By Emma Prestwich
When Robert Burley heard that Kodak Canada was shutting down its Toronto operations in 2005, he figured the multinational film giant was losing revenue due to new digital technology.
“I assumed that it was a kind of downsizing, that there was less demand for these products.” At the time, the Ryerson photography professor was still using film, the strips of transparent celluloid coated with light-sensitive chemicals that photographers have used to capture images for over a hundred years.
He had no idea how quickly the analog photography industry would begin to die.
Burley received permission to enter Kodak Canada’s facilities so he could photograph the massive buildings, filled with the soon-to-be obsolete machinery needed to make film and to develop it.
Then in 2007, when Kodak began demolishing buildings at one of its main sites in Rochester, New York, a facility that had employed thousands of people, the veteran photographer realized he needed to capture the end of an industry before it disappeared completely.
“My photographic heroes are artists who were really good at looking at their present day and understanding that something was changing around them,” he says. “This world I knew very well, to my surprise, was starting to change and disappear. I wanted to make a record of that.”
Over the next three years, he traveled across Canada, the U.S., France and Belgium, photographing implosions of abandoned factories belonging to Kodak, Agfa Gevaert, Polaroid and Ilford.
He even witnessed the botched implosion of the Kodak-Pathé building in Chalon-sur-Saône, France, the birthplace of Joseph Niépce, who developed the first method of photography in 1825.
“I was always shocked that this was really happening. To be there physically was a different experience from reading about it in the newspaper,” he says.
He compiled 71 of those photographs into a book called The Disappearance of Darkness. Published in October, it’s already sold out and on its second printing.
He credits the overwhelming response to the public’s realization that digital photography overtook film faster than anyone realized.
“It’s hard to imagine that these factories had anything to do with making photographs. How can these windowless structures have anything to do with making a picture on your iPhone?” He says the book chronicles not just the fall of an industry, but also a major shift in our relationship with images.
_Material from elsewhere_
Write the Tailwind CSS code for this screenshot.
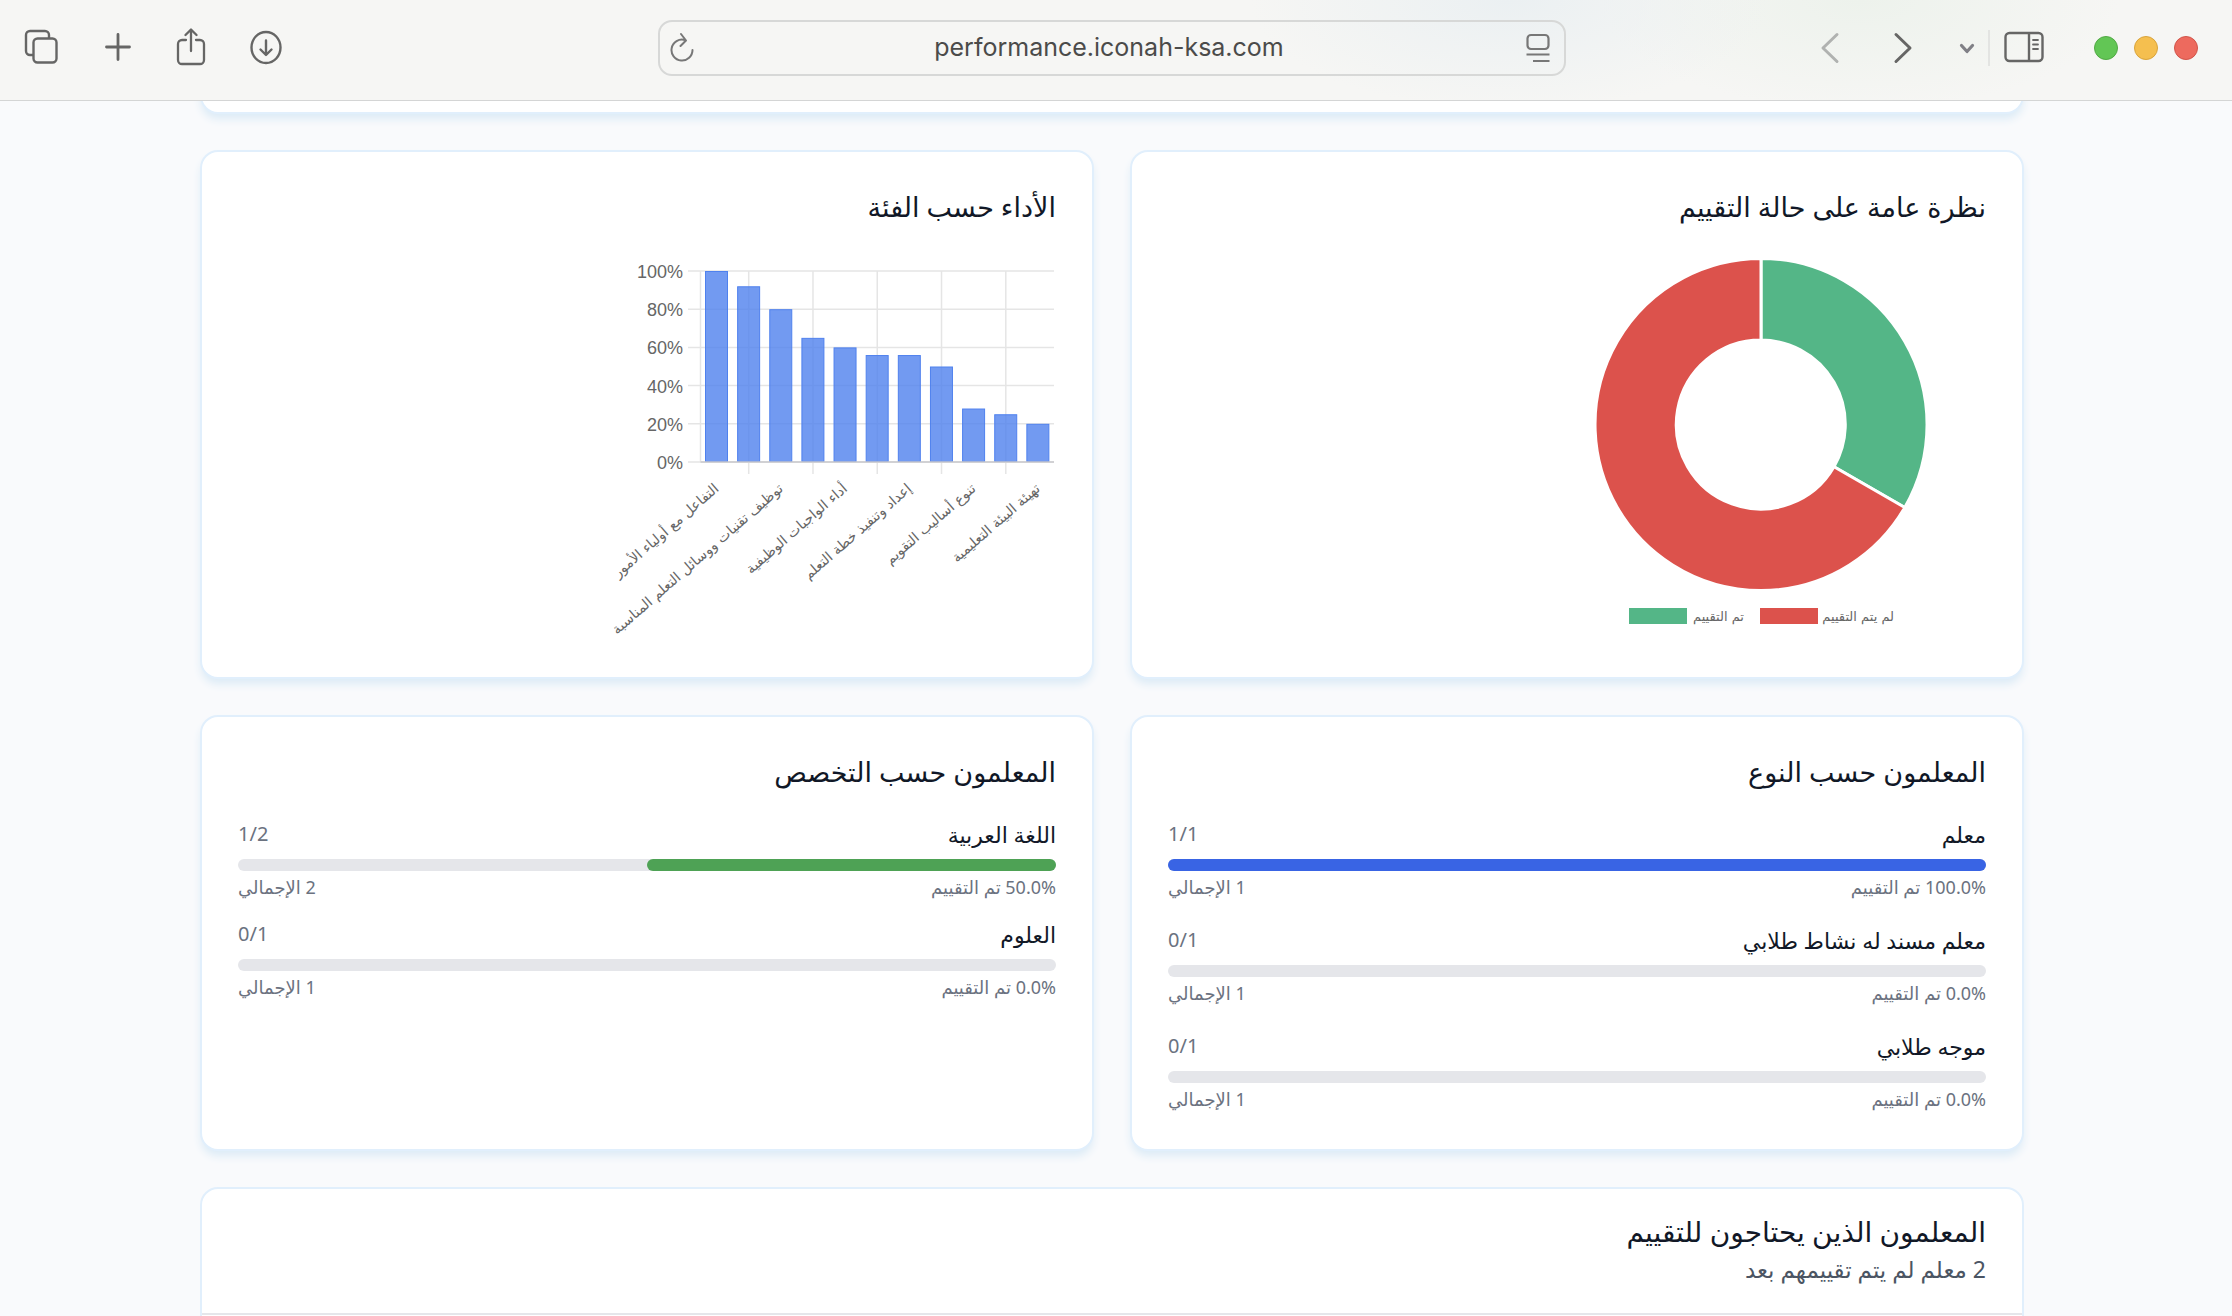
<!DOCTYPE html>
<html lang="ar" dir="rtl">
<head>
    <meta charset="UTF-8">
    <meta name="viewport" content="width=device-width, initial-scale=1.0">
    <title>لوحة الأداء</title>
    <script src="https://cdn.jsdelivr.net/npm/@tailwindcss/browser@4"></script>
</head>
<body class="flex h-screen flex-col overflow-hidden bg-[#f9fafc] font-['Noto_Sans','DejaVu_Sans',sans-serif] text-[#111827]">

    <!-- Browser toolbar -->
    <header dir="ltr" class="grid h-[101px] shrink-0 grid-cols-[1fr_908px_1fr] items-center border-b border-[#d4d5d5] bg-[#f6f6f4] bg-[radial-gradient(ellipse_260px_110px_at_1510px_0px,#ebf0f2,transparent),radial-gradient(ellipse_260px_110px_at_1860px_0px,#edf2ec,transparent)] pr-2 pb-[5px] text-[#666665]">
        <div class="flex items-center gap-[41px] pl-[23px]">
            <button type="button" aria-label="Tabs"><svg class="h-10 w-10" viewBox="1 0 40 40" fill="none" stroke="currentColor" stroke-width="2.4"><path d="M11 27H8a4 4 0 0 1-4-4V7a4 4 0 0 1 4-4h15a4 4 0 0 1 4 4v3"/><rect x="11.500" y="10.500" width="23" height="24" rx="4"/></svg></button>
            <button type="button" aria-label="New tab"><svg class="h-10 w-[30px]" viewBox="3 0 30 40" fill="none" stroke="currentColor" stroke-width="2.800" stroke-linecap="round"><path d="M17 6.500v25M5.500 19h23"/></svg></button>
            <button type="button" aria-label="Share"><svg class="h-10 w-8" viewBox="0 0 32 40" fill="none" stroke="currentColor" stroke-width="2.300" stroke-linecap="round" stroke-linejoin="round"><path d="M11 12H7a4 4 0 0 0-4 4v16a4 4 0 0 0 4 4h18a4 4 0 0 0 4-4V16a4 4 0 0 0-4-4h-4M16 23V2M10.500 7 16 1.500 21.500 7"/></svg></button>
            <button type="button" aria-label="Downloads"><svg class="h-10 w-9" viewBox="0 0 36 40" fill="none" stroke="currentColor" stroke-width="2.400" stroke-linecap="round" stroke-linejoin="round"><ellipse cx="18" cy="19.500" rx="14.500" ry="15.500"/><path d="M18 12.500v14M12.500 21.500l5.500 5.500 5.500-5.500"/></svg></button>
        </div>

        <div class="flex h-14 items-center justify-between rounded-[14px] border-2 border-[#d7d8d7] px-[10px]">
            <button type="button" aria-label="Reload"><svg class="h-8 w-6" viewBox="0 0 24 32" fill="none" stroke="#777" stroke-width="2" stroke-linecap="round" stroke-linejoin="round"><path d="M15 8A10.500 10.500 0 1 0 22.500 18M11 2l5 6.500-5.500 5.500"/></svg></button>
            <input type="text" aria-label="Address" value="performance.iconah-ksa.com" class="min-w-0 flex-1 bg-transparent text-center font-['Inter',sans-serif] text-[25px] text-[#4b4b4a] outline-none">
            <button type="button" aria-label="Reader"><svg class="h-8 w-[30px]" viewBox="1 0 30 32" fill="none" stroke="#777" stroke-width="2.200"><rect x="4.500" y="3" width="21" height="14" rx="3.500"/><path d="M3.500 22.500h23M10 29h16.500"/></svg></button>
        </div>

        <div class="flex items-center justify-end pr-[26px]">
            <button type="button" aria-label="Back" class="mr-[51px]"><svg class="h-10 w-[22px]" viewBox="0 0 22 40" fill="none" stroke="#b0b2b0" stroke-width="3" stroke-linecap="round" stroke-linejoin="round"><path d="M18 6.500 4 20l14 13.500"/></svg></button>
            <button type="button" aria-label="Forward" class="mr-[44px]"><svg class="h-10 w-[22px]" viewBox="0 0 22 40" fill="none" stroke="currentColor" stroke-width="3" stroke-linecap="round" stroke-linejoin="round"><path d="m4 6.500 14 13.500L4 33.500"/></svg></button>
            <button type="button" aria-label="Tab groups" class="mr-[12px]"><svg class="h-10 w-[18px]" viewBox="0 0 18 40" fill="none" stroke="#808086" stroke-width="3.200" stroke-linecap="round" stroke-linejoin="round"><path d="m3.500 17.500 5.500 6 5.500-6"/></svg></button>
            <span class="mr-[14px] h-9 w-[2px] bg-[#e3e4e2]"></span>
            <button type="button" aria-label="Sidebar" class="mr-[50px]"><svg class="h-10 w-10" viewBox="0 1 40 40" fill="none" stroke="currentColor" stroke-width="2.400"><rect x="1.500" y="6" width="37" height="28" rx="4"/><path d="M25 6v28"/><path d="M29 13h5M29 17.500h5M29 22h5" stroke-width="1.800" stroke-linecap="round"/></svg></button>
            <div class="flex gap-4">
                <span class="h-6 w-6 rounded-full border border-[#52a945] bg-[#62c655]"></span>
                <span class="h-6 w-6 rounded-full border border-[#d9a43c] bg-[#f5bf4f]"></span>
                <span class="h-6 w-6 rounded-full border border-[#d1554a] bg-[#ed6a5e]"></span>
            </div>
        </div>
    </header>

    <main class="min-h-0 flex-1 overflow-hidden pl-[200px] pr-[208px]">
        <!-- Bottom of the previous section -->
        <section class="-mt-[35px] h-12 rounded-[18px] border-2 border-[#e1effc] bg-white shadow-[0_6px_9px_-1px_#dcebf6]"></section>

        <div class="mt-9 grid grid-cols-2 gap-9">
            <section class="rounded-[18px] border-2 border-[#e1effc] bg-white px-9 pt-[34px] pb-9 shadow-[0_6px_9px_-1px_#dcebf6]">
                <h3 class="mb-[27px] text-[27px] leading-[42px]">نظرة عامة على حالة التقييم</h3>
                <svg class="h-[386px] w-[450px]" viewBox="0 0 450 386" direction="ltr">
                    <g stroke="#fff" stroke-width="3">
                        <path fill="#54b687" d="M225 3.500A166 166 0 0 1 368.800 252.500L298 211.700A84.500 84.500 0 0 0 225 85Z"/>
                        <path fill="#dc524c" d="M368.800 252.500A166 166 0 1 1 225 3.500V85A84.500 84.500 0 1 0 298 211.700Z"/>
                    </g>
                    <path fill="#54b687" d="M93 353h58v16H93z"/>
                    <path fill="#dc524c" d="M224 353h58v16h-58z"/>
                    <g class="fill-[#666] font-['DejaVu_Sans',sans-serif] text-[13px]" text-anchor="end">
                        <text x="208" y="366">تم التقييم</text>
                        <text x="358" y="366">لم يتم التقييم</text>
                    </g>
                </svg>
            </section>

            <section class="rounded-[18px] border-2 border-[#e1effc] bg-white px-9 pt-[34px] pb-9 shadow-[0_6px_9px_-1px_#dcebf6]">
                <h3 class="mb-[27px] text-[27px] leading-[42px]">الأداء حسب الفئة</h3>
                <svg id="categoryChart" class="h-[386px] w-[450px] overflow-visible" viewBox="0 0 450 386" direction="ltr"></svg>
            </section>

            <section class="rounded-[18px] border-2 border-[#e1effc] bg-white px-9 pt-[34px] pb-9 shadow-[0_6px_9px_-1px_#dcebf6]">
                <h3 class="mb-[26px] text-[27px] leading-[42px]">المعلمون حسب النوع</h3>
                <div class="space-y-6">
                    <div>
                        <div class="mb-[10px] flex justify-between text-[22px] leading-[30px]"><span>معلم</span><span class="text-[20px] text-[#6b7280]" dir="ltr">1/1</span></div>
                        <div class="h-3 rounded-full bg-[#e5e6ea]"><div class="h-3 rounded-full bg-[#3964e4]" style="width: 100%"></div></div>
                        <div class="mt-1 flex justify-between pb-[2px] text-[18px] leading-6 text-[#6b7280]"><span><bdi dir="ltr">100.0%</bdi> تم التقييم</span><span>1 الإجمالي</span></div>
                    </div>
                    <div>
                        <div class="mb-[10px] flex justify-between text-[22px] leading-[30px]"><span>معلم مسند له نشاط طلابي</span><span class="text-[20px] text-[#6b7280]" dir="ltr">0/1</span></div>
                        <div class="h-3 rounded-full bg-[#e5e6ea]"></div>
                        <div class="mt-1 flex justify-between pb-[2px] text-[18px] leading-6 text-[#6b7280]"><span><bdi dir="ltr">0.0%</bdi> تم التقييم</span><span>1 الإجمالي</span></div>
                    </div>
                    <div>
                        <div class="mb-[10px] flex justify-between text-[22px] leading-[30px]"><span>موجه طلابي</span><span class="text-[20px] text-[#6b7280]" dir="ltr">0/1</span></div>
                        <div class="h-3 rounded-full bg-[#e5e6ea]"></div>
                        <div class="mt-1 flex justify-between pb-[2px] text-[18px] leading-6 text-[#6b7280]"><span><bdi dir="ltr">0.0%</bdi> تم التقييم</span><span>1 الإجمالي</span></div>
                    </div>
                </div>
            </section>

            <section class="rounded-[18px] border-2 border-[#e1effc] bg-white px-9 pt-[34px] pb-9 shadow-[0_6px_9px_-1px_#dcebf6]">
                <h3 class="mb-[26px] text-[27px] leading-[42px]">المعلمون حسب التخصص</h3>
                <div class="space-y-[18px]">
                    <div>
                        <div class="mb-[10px] flex justify-between text-[22px] leading-[30px]"><span>اللغة العربية</span><span class="text-[20px] text-[#6b7280]" dir="ltr">1/2</span></div>
                        <div class="h-3 rounded-full bg-[#e5e6ea]"><div class="h-3 rounded-full bg-[#4ea255]" style="width: 50%"></div></div>
                        <div class="mt-1 flex justify-between pb-[2px] text-[18px] leading-6 text-[#6b7280]"><span><bdi dir="ltr">50.0%</bdi> تم التقييم</span><span>2 الإجمالي</span></div>
                    </div>
                    <div>
                        <div class="mb-[10px] flex justify-between text-[22px] leading-[30px]"><span>العلوم</span><span class="text-[20px] text-[#6b7280]" dir="ltr">0/1</span></div>
                        <div class="h-3 rounded-full bg-[#e5e6ea]"></div>
                        <div class="mt-1 flex justify-between pb-[2px] text-[18px] leading-6 text-[#6b7280]"><span><bdi dir="ltr">0.0%</bdi> تم التقييم</span><span>1 الإجمالي</span></div>
                    </div>
                </div>
            </section>
        </div>

        <section class="mt-9 rounded-[18px] border-2 border-[#e1effc] bg-white">
            <div class="border-b-2 border-[#e5e6ea] px-9 pt-[21px] pb-[27px]">
                <h3 class="text-[28px] leading-[42px]">المعلمون الذين يحتاجون للتقييم</h3>
                <p class="text-[23px] leading-[34px] text-[#4b5563]">2 معلم لم يتم تقييمهم بعد</p>
            </div>
            <div class="h-40"></div>
        </section>
    </main>

    <script>
        const values = [100, 92, 80, 65, 60, 56, 56, 50, 28, 25, 20];
        const labels = [
            "التفاعل مع أولياء الأمور",
            "توظيف تقنيات ووسائل التعلم المناسبة",
            "أداء الواجبات الوظيفية",
            "إعداد وتنفيذ خطة التعلم",
            "تنوع أساليب التقويم",
            "تهيئة البيئة التعليمية"
        ];
        const left = 94.5, right = 448, top0 = 16, bottom = 207;
        const step = (right - left) / values.length;
        let out = "";

        // grid
        for (let v = 0; v <= 100; v += 20) {
            const y = bottom - (bottom - top0) * v / 100;
            out += `<path d="M82 ${y}H${right}" stroke="#e5e5e5" stroke-width="1.5"/>`;
            out += `<text x="77" y="${y + 7}" text-anchor="end" class="fill-[#666] font-['Liberation_Sans',sans-serif] text-[18px]">${v}%</text>`;
        }
        out += `<path d="M${left} ${top0}V${bottom}" stroke="#e5e5e5" stroke-width="1.5"/>`;
        for (let i = 1; i < values.length; i += 2) {
            out += `<path d="M${left + step * (i + 0.5)} ${top0}V219" stroke="#e5e5e5" stroke-width="1.5"/>`;
        }

        // bars
        values.forEach((v, i) => {
            const h = (bottom - top0) * v / 100;
            out += `<rect x="${left + step * i + 5}" y="${bottom - h + 0.5}" width="22" height="${h - 1}" fill="#4f81ee" fill-opacity="0.8" stroke="#4f81ee" stroke-width="1"/>`;
        });
        out += `<path d="M${left} ${bottom}H${right}" stroke="#c9c9cc" stroke-width="1.5"/>`;

        // labels
        labels.forEach((t, i) => {
            const x = left + step * (i * 2 + 0.5) + 3;
            out += `<text transform="translate(${x} 235) rotate(-41)" text-anchor="end" class="fill-[#666] font-['DejaVu_Sans',sans-serif] text-[14px]">${t}</text>`;
        });
        document.getElementById("categoryChart").innerHTML = out;
    </script>
</body>
</html>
“It has changed from one created in darkness to one that has been changed by digital technology… one that involved data-driven devices, one that is no longer physical. Photography has been dematerialized.”
The rapid change meant a total overhaul of Ryerson’s photography program. About four years ago, when Burley was program chair, the department decided to emphasize digital as the primary method of taking photos, with analog as a secondary method of production.
“It’s a really interesting time to be involved in teaching, it’s very difficult to know what’s coming next and to be able to adapt to it,” he says. “A lot of [people] are coming into the program never having used film before.”
In 2005, during Burley’s tenure as program chair, Kodak Canada turned over its entire corporate archives to Ryerson’s special collections, along with the materials from the failed Kodak Canada Heritage Museum, which folded the same year the company did.
Burley says while he still uses both film and digital in his work, he doesn’t know how much longer he’ll be able to get ahold of the equipment he needs. The biggest buyer of film now is Hollywood, but many theatres have already switched to digital projection. No one knows how much longer the motion picture industry will be able to keep film companies afloat.
Although his book focuses on just one major industry shift, Burley sees a future in which creative professionals won’t be able to resist change.
“I see this as someone who’s teaching it, I don’t think anyone can work in a medium-specific field any longer.
It’s difficult to just be a photographer, we’re expected to have not just photographic skills. We all use the same tools.”